* Begin RECORDED INFORMATION *

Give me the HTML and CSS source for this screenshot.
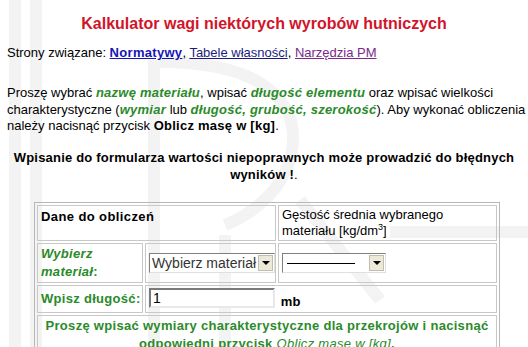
FILE: index.html
```html
<!DOCTYPE html>
<html lang="pl">
<head>
    <meta charset="UTF-8">
    <title>Kalkulator wagi niektórych wyrobów hutniczych</title>
    <link rel="stylesheet" href="styles.css">
</head>
<body>
    <svg class="watermark" width="528" height="347" viewBox="0 0 528 347">
        <g fill="none" stroke="#f3f3f3" stroke-width="12">
            <line x1="15" y1="0" x2="15" y2="347"/>
            <line x1="36" y1="0" x2="36" y2="347"/>
            <line x1="154" y1="60" x2="154" y2="347"/>
            <path d="M160 62 C 260 62, 300 100, 292 150 C 286 190, 250 215, 225 225"/>
            <line x1="225" y1="235" x2="225" y2="347"/>
            <path d="M300 200 L 380 300"/>
            <line x1="390" y1="232" x2="528" y2="232"/>
        </g>
    </svg>

    <h1 class="title">Kalkulator wagi niektórych wyrobów hutniczych</h1>

    <p class="related">Strony związane: <a class="strong" href="#">Normatywy</a>, <a href="#">Tabele własności</a>, <a class="seen" href="#">Narzędzia PM</a></p>

    <p class="intro">Proszę wybrać <em>nazwę materiału</em>, wpisać <em>długość elementu</em> oraz wpisać wielkości charakterystyczne (<em>wymiar</em> lub <em>długość, grubość, szerokość</em>). Aby wykonać obliczenia należy nacisnąć przycisk <b>Oblicz masę w [kg]</b>.</p>

    <p class="warning"><b>Wpisanie do formularza wartości niepoprawnych może prowadzić do błędnych wyników !</b>.</p>

    <table class="calc">
        <colgroup>
            <col class="col-label">
            <col class="col-input">
            <col class="col-density">
        </colgroup>
        <tr class="row-head">
            <td colspan="2" class="head">Dane do obliczeń</td>
            <td class="density">Gęstość średnia wybranego materiału [kg/dm<sup>3</sup>]</td>
        </tr>
        <tr class="row-material">
            <td class="label"><i>Wybierz materiał</i>:</td>
            <td>
                <span class="dropdown wide"><span class="value">Wybierz materiał</span><span class="arrow"></span></span>
            </td>
            <td>
                <span class="dropdown narrow"><span class="value"><span class="rule"></span></span><span class="arrow"></span></span>
            </td>
        </tr>
        <tr class="row-length">
            <td class="label">Wpisz długość:</td>
            <td colspan="2"><input class="field" type="text" value="1"> <b class="unit">mb</b></td>
        </tr>
        <tr>
            <td colspan="3" class="note">Proszę wpisać wymiary charakterystyczne dla przekrojów i nacisnąć odpowiedni przycisk <i>Oblicz masę w [kg]</i>.</td>
        </tr>
    </table>
</body>
</html>
```

FILE: styles.css
```css
body {
    font-family: "Liberation Sans", Arial, sans-serif;
    font-size: 13px;
    color: #000;
    background: #fff;
    margin: 0;
    padding: 0 0 0 7px;
    position: relative;
}

.watermark {
    position: absolute;
    left: 0;
    top: 0;
    z-index: -1;
}

.title {
    color: #d2142a;
    font-size: 16px;
    text-align: center;
    margin: 0;
    padding: 14px 7px 0 0;
    line-height: 20px;
}

.related {
    margin: 11px 0 0;
    line-height: 16px;
}

a {
    color: #1c1c80;
}

a.strong {
    color: #1515b8;
    font-weight: bold;
    letter-spacing: 0.3px;
}

a.seen {
    color: #7a2a8a;
}

.intro {
    margin: 24px 0 0;
    line-height: 16.5px;
}

.intro em,
.intro b {
    letter-spacing: 0.25px;
}

.intro em {
    color: #2b8a2b;
    font-weight: bold;
}

.warning {
    text-align: center;
    line-height: 17px;
    margin: 14px 7px 0 0;
    letter-spacing: 0.2px;
}

.calc {
    margin: 19px 0 0 27px;
    width: 466px;
    table-layout: fixed;
    border: 1px solid #b8b8b8;
    border-spacing: 2px;
}

.col-label {
    width: 106px;
}

.col-input {
    width: 131px;
}

.calc td {
    border: 1px solid #c8c8c8;
    padding: 1px 3px;
    vertical-align: middle;
}

.row-head td {
    vertical-align: top;
    line-height: 16px;
    padding-top: 1px;
}

.head {
    font-weight: bold;
    letter-spacing: 0.4px;
    padding-top: 3px !important;
}

.density sup {
    font-size: 9px;
    line-height: 0;
}

.label {
    color: #2b8a2b;
    font-weight: bold;
    letter-spacing: 0.3px;
    line-height: 18px;
    white-space: nowrap;
}

.row-material .label {
    white-space: normal;
}

.row-material td {
    height: 36px;
}

.row-length td {
    height: 26px;
    padding-top: 0;
    padding-bottom: 0;
}

.dropdown {
    display: inline-flex;
    align-items: center;
    height: 20px;
    box-sizing: border-box;
    border: 1px solid #808080;
    border-color: #808080 #e0e0e0 #e0e0e0 #808080;
    background: #fff;
    font-size: 14px;
    vertical-align: middle;
}

.dropdown.wide {
    width: 126px;
}

.dropdown.narrow {
    width: 104px;
}

.value {
    flex: 1;
    overflow: hidden;
    white-space: nowrap;
    padding-left: 2px;
    color: #333;
}

.rule {
    display: inline-block;
    width: 68px;
    height: 1px;
    background: #000;
    vertical-align: middle;
    margin-left: 2px;
}

.arrow {
    width: 15px;
    height: 16px;
    margin-right: 1px;
    background: #ece9d8;
    border: 1px solid #c0bdae;
    box-sizing: border-box;
    position: relative;
}

.arrow::after {
    content: "";
    position: absolute;
    left: 3px;
    top: 5px;
    border-left: 4px solid transparent;
    border-right: 4px solid transparent;
    border-top: 4px solid #000;
}

.field {
    width: 126px;
    height: 20px;
    box-sizing: border-box;
    border: 2px solid #7a7a7a;
    border-color: #7a7a7a #e8e8e8 #e8e8e8 #7a7a7a;
    font-family: "Liberation Sans", Arial, sans-serif;
    font-size: 14px;
    padding: 0 2px;
    vertical-align: middle;
}

.unit {
    letter-spacing: 0.4px;
    margin-left: 2px;
    vertical-align: -4px;
}

.note {
    text-align: center;
    color: #2b8a2b;
    font-weight: bold;
    letter-spacing: 0.3px;
    line-height: 18px;
}

.note i {
    font-weight: normal;
    font-style: italic;
}
```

* End RECORDED INFORMATION *

• **THE PROBLEM**: Print the complete listing exactly, apart from any pictures.

• **SOLVED PROBLEM**:
Give me the HTML and CSS source for this screenshot.
FILE: index.html
```html
<!DOCTYPE html>
<html lang="pl">
<head>
    <meta charset="UTF-8">
    <title>Kalkulator wagi niektórych wyrobów hutniczych</title>
    <link rel="stylesheet" href="styles.css">
</head>
<body>
    <svg class="watermark" width="528" height="347" viewBox="0 0 528 347">
        <g fill="none" stroke="#f3f3f3" stroke-width="12">
            <line x1="15" y1="0" x2="15" y2="347"/>
            <line x1="36" y1="0" x2="36" y2="347"/>
            <line x1="154" y1="60" x2="154" y2="347"/>
            <path d="M160 62 C 260 62, 300 100, 292 150 C 286 190, 250 215, 225 225"/>
            <line x1="225" y1="235" x2="225" y2="347"/>
            <path d="M300 200 L 380 300"/>
            <line x1="390" y1="232" x2="528" y2="232"/>
        </g>
    </svg>

    <h1 class="title">Kalkulator wagi niektórych wyrobów hutniczych</h1>

    <p class="related">Strony związane: <a class="strong" href="#">Normatywy</a>, <a href="#">Tabele własności</a>, <a class="seen" href="#">Narzędzia PM</a></p>

    <p class="intro">Proszę wybrać <em>nazwę materiału</em>, wpisać <em>długość elementu</em> oraz wpisać wielkości charakterystyczne (<em>wymiar</em> lub <em>długość, grubość, szerokość</em>). Aby wykonać obliczenia należy nacisnąć przycisk <b>Oblicz masę w [kg]</b>.</p>

    <p class="warning"><b>Wpisanie do formularza wartości niepoprawnych może prowadzić do błędnych wyników !</b>.</p>

    <table class="calc">
        <colgroup>
            <col class="col-label">
            <col class="col-input">
            <col class="col-density">
        </colgroup>
        <tr class="row-head">
            <td colspan="2" class="head">Dane do obliczeń</td>
            <td class="density">Gęstość średnia wybranego materiału [kg/dm<sup>3</sup>]</td>
        </tr>
        <tr class="row-material">
            <td class="label"><i>Wybierz materiał</i>:</td>
            <td>
                <span class="dropdown wide"><span class="value">Wybierz materiał</span><span class="arrow"></span></span>
            </td>
            <td>
                <span class="dropdown narrow"><span class="value"><span class="rule"></span></span><span class="arrow"></span></span>
            </td>
        </tr>
        <tr class="row-length">
            <td class="label">Wpisz długość:</td>
            <td colspan="2"><input class="field" type="text" value="1"> <b class="unit">mb</b></td>
        </tr>
        <tr>
            <td colspan="3" class="note">Proszę wpisać wymiary charakterystyczne dla przekrojów i nacisnąć odpowiedni przycisk <i>Oblicz masę w [kg]</i>.</td>
        </tr>
    </table>
</body>
</html>
```

FILE: styles.css
```css
body {
    font-family: "Liberation Sans", Arial, sans-serif;
    font-size: 13px;
    color: #000;
    background: #fff;
    margin: 0;
    padding: 0 0 0 7px;
    position: relative;
}

.watermark {
    position: absolute;
    left: 0;
    top: 0;
    z-index: -1;
}

.title {
    color: #d2142a;
    font-size: 16px;
    text-align: center;
    margin: 0;
    padding: 14px 7px 0 0;
    line-height: 20px;
}

.related {
    margin: 11px 0 0;
    line-height: 16px;
}

a {
    color: #1c1c80;
}

a.strong {
    color: #1515b8;
    font-weight: bold;
    letter-spacing: 0.3px;
}

a.seen {
    color: #7a2a8a;
}

.intro {
    margin: 24px 0 0;
    line-height: 16.5px;
}

.intro em,
.intro b {
    letter-spacing: 0.25px;
}

.intro em {
    color: #2b8a2b;
    font-weight: bold;
}

.warning {
    text-align: center;
    line-height: 17px;
    margin: 14px 7px 0 0;
    letter-spacing: 0.2px;
}

.calc {
    margin: 19px 0 0 27px;
    width: 466px;
    table-layout: fixed;
    border: 1px solid #b8b8b8;
    border-spacing: 2px;
}

.col-label {
    width: 106px;
}

.col-input {
    width: 131px;
}

.calc td {
    border: 1px solid #c8c8c8;
    padding: 1px 3px;
    vertical-align: middle;
}

.row-head td {
    vertical-align: top;
    line-height: 16px;
    padding-top: 1px;
}

.head {
    font-weight: bold;
    letter-spacing: 0.4px;
    padding-top: 3px !important;
}

.density sup {
    font-size: 9px;
    line-height: 0;
}

.label {
    color: #2b8a2b;
    font-weight: bold;
    letter-spacing: 0.3px;
    line-height: 18px;
    white-space: nowrap;
}

.row-material .label {
    white-space: normal;
}

.row-material td {
    height: 36px;
}

.row-length td {
    height: 26px;
    padding-top: 0;
    padding-bottom: 0;
}

.dropdown {
    display: inline-flex;
    align-items: center;
    height: 20px;
    box-sizing: border-box;
    border: 1px solid #808080;
    border-color: #808080 #e0e0e0 #e0e0e0 #808080;
    background: #fff;
    font-size: 14px;
    vertical-align: middle;
}

.dropdown.wide {
    width: 126px;
}

.dropdown.narrow {
    width: 104px;
}

.value {
    flex: 1;
    overflow: hidden;
    white-space: nowrap;
    padding-left: 2px;
    color: #333;
}

.rule {
    display: inline-block;
    width: 68px;
    height: 1px;
    background: #000;
    vertical-align: middle;
    margin-left: 2px;
}

.arrow {
    width: 15px;
    height: 16px;
    margin-right: 1px;
    background: #ece9d8;
    border: 1px solid #c0bdae;
    box-sizing: border-box;
    position: relative;
}

.arrow::after {
    content: "";
    position: absolute;
    left: 3px;
    top: 5px;
    border-left: 4px solid transparent;
    border-right: 4px solid transparent;
    border-top: 4px solid #000;
}

.field {
    width: 126px;
    height: 20px;
    box-sizing: border-box;
    border: 2px solid #7a7a7a;
    border-color: #7a7a7a #e8e8e8 #e8e8e8 #7a7a7a;
    font-family: "Liberation Sans", Arial, sans-serif;
    font-size: 14px;
    padding: 0 2px;
    vertical-align: middle;
}

.unit {
    letter-spacing: 0.4px;
    margin-left: 2px;
    vertical-align: -4px;
}

.note {
    text-align: center;
    color: #2b8a2b;
    font-weight: bold;
    letter-spacing: 0.3px;
    line-height: 18px;
}

.note i {
    font-weight: normal;
    font-style: italic;
}
```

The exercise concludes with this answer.